Cuando estuve en una asignación en Rusia el año pasado, donde el gobierno del Presidente Vladimir Putin ha estado destacando la gloria militar del pasado del país en programas de televisión, filmes y exposiciones de historia, un productor fílmico me dijo un lugar común sardónico y dolorosamente preciso: que en Rusia, “el futuro se ha vuelto impredecible… y también el pasado”.

Esto parece preciso para Rusia y para Europa Oriental, donde partidos gobernantes juegan la carta nacionalista porque es una de las pocas cartas que pueden jugar; esto porque ciertamente no pueden jugar la carta económica, la carta del futuro brillante.

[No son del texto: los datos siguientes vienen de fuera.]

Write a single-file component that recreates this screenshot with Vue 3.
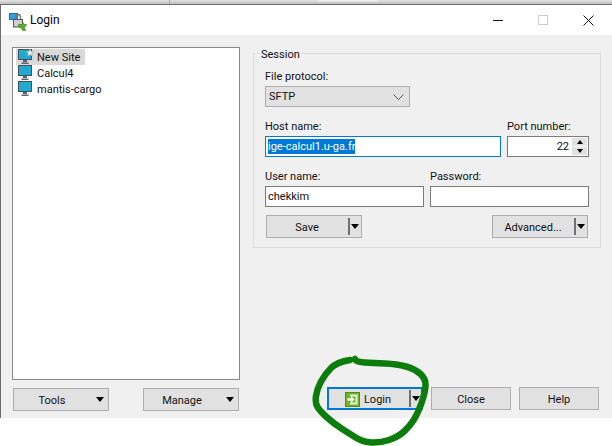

La votación en Gran Bretaña este jueves fue también una votación por la historia revisionista, por una visión de Gran Bretaña para los británicos – de Inglaterra para los ingleses, realmente – que no ha existido en largo tiempo.

¿Quién hereda Inglaterra? Es una cuestión que ha obsesionado a novelistas británicos por décadas. ¿Y quién hereda Europa? Actualmente, en Europa, el pasado es igualmente impredecible, y la senda por delante parece muy incierta.